## [What is required]
In the lines below, output everything from the first line through the line containing "const BODY_COLS = '82px" exactly as it is. Pictures are not part of the output.
#####
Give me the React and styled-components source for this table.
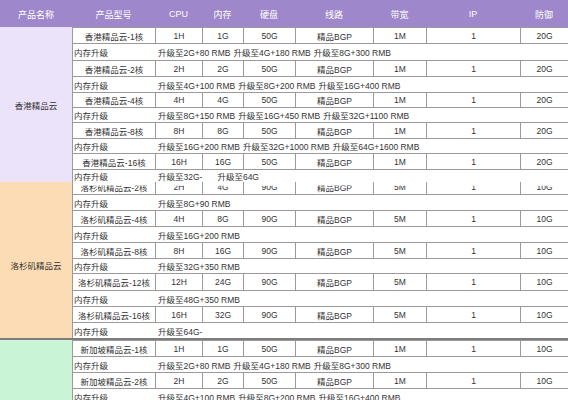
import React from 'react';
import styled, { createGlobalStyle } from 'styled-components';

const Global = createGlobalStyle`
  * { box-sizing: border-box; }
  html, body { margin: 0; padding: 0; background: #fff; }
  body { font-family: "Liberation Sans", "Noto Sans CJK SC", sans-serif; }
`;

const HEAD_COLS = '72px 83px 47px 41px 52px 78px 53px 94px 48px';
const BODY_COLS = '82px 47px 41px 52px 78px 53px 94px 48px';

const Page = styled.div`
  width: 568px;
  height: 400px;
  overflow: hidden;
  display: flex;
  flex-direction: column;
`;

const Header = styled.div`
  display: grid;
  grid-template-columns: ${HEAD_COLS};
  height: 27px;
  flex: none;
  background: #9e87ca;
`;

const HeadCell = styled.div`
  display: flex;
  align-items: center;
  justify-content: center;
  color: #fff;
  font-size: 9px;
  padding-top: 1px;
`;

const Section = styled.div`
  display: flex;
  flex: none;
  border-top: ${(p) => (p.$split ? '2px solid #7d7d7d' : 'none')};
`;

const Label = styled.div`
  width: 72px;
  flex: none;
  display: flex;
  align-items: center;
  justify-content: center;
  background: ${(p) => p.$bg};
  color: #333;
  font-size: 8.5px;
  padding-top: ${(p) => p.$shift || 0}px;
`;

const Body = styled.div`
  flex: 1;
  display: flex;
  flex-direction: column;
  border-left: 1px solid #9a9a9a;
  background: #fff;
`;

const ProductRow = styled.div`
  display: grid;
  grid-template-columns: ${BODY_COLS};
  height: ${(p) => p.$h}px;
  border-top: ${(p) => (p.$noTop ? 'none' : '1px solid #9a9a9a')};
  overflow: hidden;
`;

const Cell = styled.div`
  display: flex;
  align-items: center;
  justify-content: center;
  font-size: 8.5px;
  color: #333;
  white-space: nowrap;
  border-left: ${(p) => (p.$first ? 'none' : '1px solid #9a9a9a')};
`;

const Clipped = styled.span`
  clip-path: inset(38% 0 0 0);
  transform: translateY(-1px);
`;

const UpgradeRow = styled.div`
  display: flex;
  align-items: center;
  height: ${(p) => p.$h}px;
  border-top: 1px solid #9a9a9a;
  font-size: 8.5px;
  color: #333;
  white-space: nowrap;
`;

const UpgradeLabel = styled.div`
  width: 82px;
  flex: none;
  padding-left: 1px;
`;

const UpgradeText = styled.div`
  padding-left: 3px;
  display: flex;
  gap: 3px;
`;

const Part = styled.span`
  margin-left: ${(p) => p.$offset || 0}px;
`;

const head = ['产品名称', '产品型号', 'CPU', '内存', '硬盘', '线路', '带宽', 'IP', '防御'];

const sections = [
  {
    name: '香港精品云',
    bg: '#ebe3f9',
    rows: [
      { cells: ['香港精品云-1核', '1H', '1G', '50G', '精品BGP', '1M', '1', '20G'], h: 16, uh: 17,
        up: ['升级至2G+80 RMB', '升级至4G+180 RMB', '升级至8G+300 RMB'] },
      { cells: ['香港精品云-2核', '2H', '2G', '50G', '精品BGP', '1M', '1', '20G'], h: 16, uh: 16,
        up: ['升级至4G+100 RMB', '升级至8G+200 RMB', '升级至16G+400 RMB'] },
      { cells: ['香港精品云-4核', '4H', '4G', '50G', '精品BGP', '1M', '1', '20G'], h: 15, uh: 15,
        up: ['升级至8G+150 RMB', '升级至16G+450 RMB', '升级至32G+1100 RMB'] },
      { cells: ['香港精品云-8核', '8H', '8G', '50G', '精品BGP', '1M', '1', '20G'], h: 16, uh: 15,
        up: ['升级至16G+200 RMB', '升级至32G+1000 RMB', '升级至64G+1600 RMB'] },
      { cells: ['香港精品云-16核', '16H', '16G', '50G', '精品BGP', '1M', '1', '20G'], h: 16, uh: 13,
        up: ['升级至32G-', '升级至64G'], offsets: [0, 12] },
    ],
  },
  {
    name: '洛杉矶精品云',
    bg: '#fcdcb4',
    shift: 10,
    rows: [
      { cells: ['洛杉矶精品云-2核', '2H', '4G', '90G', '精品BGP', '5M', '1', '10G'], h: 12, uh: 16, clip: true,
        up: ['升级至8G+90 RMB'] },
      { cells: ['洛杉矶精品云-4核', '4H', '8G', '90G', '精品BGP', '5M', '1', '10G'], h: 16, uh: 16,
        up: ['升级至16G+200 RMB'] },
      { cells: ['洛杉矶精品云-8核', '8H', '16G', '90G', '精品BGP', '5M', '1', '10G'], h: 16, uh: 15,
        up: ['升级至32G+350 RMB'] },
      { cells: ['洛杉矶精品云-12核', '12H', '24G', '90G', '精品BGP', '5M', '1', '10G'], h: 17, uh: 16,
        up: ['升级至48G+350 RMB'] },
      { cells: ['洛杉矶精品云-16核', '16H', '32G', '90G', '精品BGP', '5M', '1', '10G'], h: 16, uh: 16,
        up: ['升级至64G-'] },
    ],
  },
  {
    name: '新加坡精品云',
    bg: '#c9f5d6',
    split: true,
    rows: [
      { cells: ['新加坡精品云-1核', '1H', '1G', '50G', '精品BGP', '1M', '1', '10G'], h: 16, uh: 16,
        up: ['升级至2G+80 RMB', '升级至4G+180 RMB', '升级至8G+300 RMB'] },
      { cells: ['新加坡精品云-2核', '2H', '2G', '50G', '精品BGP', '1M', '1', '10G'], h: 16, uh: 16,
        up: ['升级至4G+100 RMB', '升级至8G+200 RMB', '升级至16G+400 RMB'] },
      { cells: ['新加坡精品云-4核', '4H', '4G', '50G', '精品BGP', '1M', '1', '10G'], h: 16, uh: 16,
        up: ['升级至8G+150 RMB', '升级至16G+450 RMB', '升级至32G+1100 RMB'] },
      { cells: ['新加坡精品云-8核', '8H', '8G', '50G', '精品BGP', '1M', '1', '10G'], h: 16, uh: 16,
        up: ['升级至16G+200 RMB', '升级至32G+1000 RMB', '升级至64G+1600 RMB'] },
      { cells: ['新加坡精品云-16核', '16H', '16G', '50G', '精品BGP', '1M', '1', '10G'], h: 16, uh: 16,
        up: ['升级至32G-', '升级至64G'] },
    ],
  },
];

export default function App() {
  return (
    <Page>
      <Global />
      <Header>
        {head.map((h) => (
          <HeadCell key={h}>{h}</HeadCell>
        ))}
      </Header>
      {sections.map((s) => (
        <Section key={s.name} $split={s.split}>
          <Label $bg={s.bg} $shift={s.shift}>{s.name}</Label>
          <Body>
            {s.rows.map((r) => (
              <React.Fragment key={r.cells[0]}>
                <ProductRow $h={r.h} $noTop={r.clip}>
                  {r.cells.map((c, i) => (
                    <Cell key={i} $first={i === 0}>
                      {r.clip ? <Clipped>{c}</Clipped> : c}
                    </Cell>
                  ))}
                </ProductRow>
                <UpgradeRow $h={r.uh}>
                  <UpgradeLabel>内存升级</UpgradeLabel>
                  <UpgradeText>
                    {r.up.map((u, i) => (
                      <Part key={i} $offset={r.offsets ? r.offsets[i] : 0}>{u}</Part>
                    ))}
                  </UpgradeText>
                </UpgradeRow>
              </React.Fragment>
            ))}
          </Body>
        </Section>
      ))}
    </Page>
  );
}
#####
## [The completed task]
Give me the React and styled-components source for this table.
import React from 'react';
import styled, { createGlobalStyle } from 'styled-components';

const Global = createGlobalStyle`
  * { box-sizing: border-box; }
  html, body { margin: 0; padding: 0; background: #fff; }
  body { font-family: "Liberation Sans", "Noto Sans CJK SC", sans-serif; }
`;

const HEAD_COLS = '72px 83px 47px 41px 52px 78px 53px 94px 48px';
const BODY_COLS = '82px 47px 41px 52px 78px 53px 94px 48px';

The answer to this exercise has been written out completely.